Director's Statement

About nine years ago, I sat in a darkened theater on my first day of film school as Professor Tannis explained we were about to see a very important film.

Expecting a black and white classic, I was startled to see the first frames of an animated Disney short starring Mickey Mouse as The Sorcerer's Apprentice.

You know the story…

A powerful sorcerer leaves his workshop in the hands of his apprentice, Mickey, who’s not fully trained in the ways of magic. Overstepping his limits, the apprentice puts on the sorcerer’s magic hat and gets a broomstick to do his chores for him. Intoxicated by the new power, things get out of control for Mickey when the broom develops a mind of its own. The sorcerer’s apprentice is nearly lost in a flood of his own hubris, but is saved when the master returns and gently rebukes him.

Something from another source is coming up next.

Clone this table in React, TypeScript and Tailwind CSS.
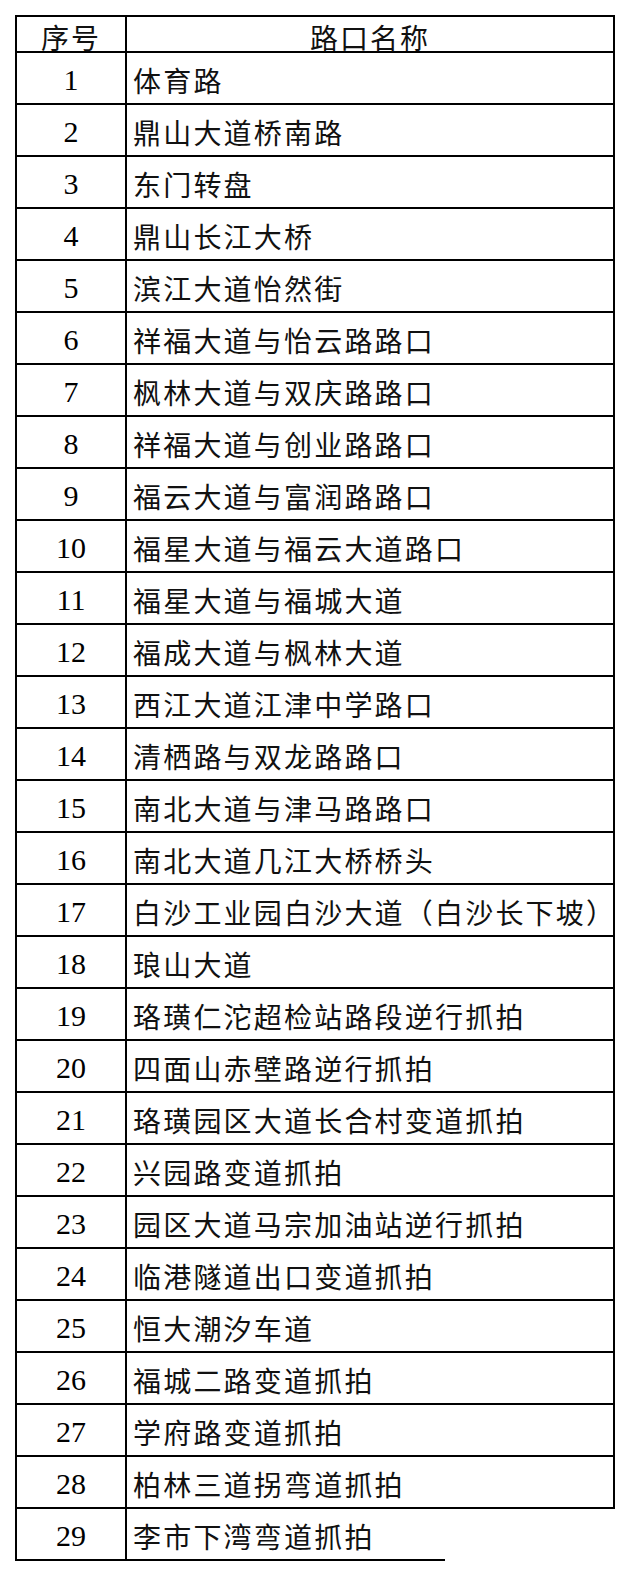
import React from "react";

const names = [
  "体育路",
  "鼎山大道桥南路",
  "东门转盘",
  "鼎山长江大桥",
  "滨江大道怡然街",
  "祥福大道与怡云路路口",
  "枫林大道与双庆路路口",
  "祥福大道与创业路路口",
  "福云大道与富润路路口",
  "福星大道与福云大道路口",
  "福星大道与福城大道",
  "福成大道与枫林大道",
  "西江大道江津中学路口",
  "清栖路与双龙路路口",
  "南北大道与津马路路口",
  "南北大道几江大桥桥头",
  "白沙工业园白沙大道（白沙长下坡）",
  "琅山大道",
  "珞璜仁沱超检站路段逆行抓拍",
  "四面山赤壁路逆行抓拍",
  "珞璜园区大道长合村变道抓拍",
  "兴园路变道抓拍",
  "园区大道马宗加油站逆行抓拍",
  "临港隧道出口变道抓拍",
  "恒大潮汐车道",
  "福城二路变道抓拍",
  "学府路变道抓拍",
  "柏林三道拐弯道抓拍",
  "李市下湾弯道抓拍",
];

const cjk = "font-['Noto_Sans_CJK_SC',sans-serif]";
const serif = "font-['Liberation_Serif','Noto_Sans_CJK_SC',serif]";

function Row({ n, name, last }: { n: number; name: string; last?: boolean }) {
  return (
    <div className={`flex h-[52px] ${last ? "" : "border-b-2 border-black"}`}>
      <div
        className={`w-[110px] shrink-0 border-r-2 border-black flex items-center justify-center pt-[4px] text-[30px] leading-none text-black ${serif}`}
      >
        {n}
      </div>
      <div
        className={`flex-1 flex items-center pl-[6px] pt-[3px] text-[28px] leading-none tracking-[2.2px] whitespace-nowrap text-[#111] ${cjk}`}
      >
        {name}
      </div>
    </div>
  );
}

export default function App() {
  return (
    <div className="w-[630px] h-[1576px] bg-white pt-[15px] pl-[15px]">
      <div className="w-[600px] border-l-2 border-r-2 border-t-2 border-black">
        <div className="flex h-[36px] border-b-2 border-black">
          <div
            className={`w-[110px] shrink-0 border-r-2 border-black flex items-center justify-center pt-[5px] text-[28px] leading-none tracking-[2px] text-[#111] ${cjk}`}
          >
            序号
          </div>
          <div
            className={`flex-1 flex items-center justify-center pt-[5px] text-[28px] leading-none tracking-[2px] text-[#111] ${cjk}`}
          >
            路口名称
          </div>
        </div>
        {names.slice(0, 28).map((name, i) => (
          <Row key={i} n={i + 1} name={name} />
        ))}
      </div>
      <div className="w-[600px] border-l-2 border-black">
        <div className="flex h-[50px]">
          <div
            className={`w-[110px] shrink-0 border-r-2 border-black flex items-center justify-center pt-[4px] text-[30px] leading-none text-black ${serif}`}
          >
            29
          </div>
          <div
            className={`flex-1 flex items-center pl-[6px] pt-[3px] text-[28px] leading-none tracking-[2.2px] whitespace-nowrap text-[#111] ${cjk}`}
          >
            {names[28]}
          </div>
        </div>
      </div>
      <div className="w-[430px] h-[2px] bg-black" />
    </div>
  );
}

Many years later, the experience of watching that film as a seventeen year-old still sticks with me as an eerie warning of events to come. Events that unfolded for me in the most dramatic way imaginable from the moment I first met Maurice Singer, the writer/director of “Bemoana,” and central figure of my film Unspooled.

Filmmaking in general has an insanity factor that comes with the territory, and every project I’ve ever worked on suffers from the same collision of faith and doubt that Maurice experienced on the set of “Bemoana.”

  The question resounds in the dark: ‘If I just believe in myself, is that enough to succeed?’

  It’s the question I pondered making this film, and while wholly unromantic, my conclusion is my first real step toward understanding the difference between apprentice and master.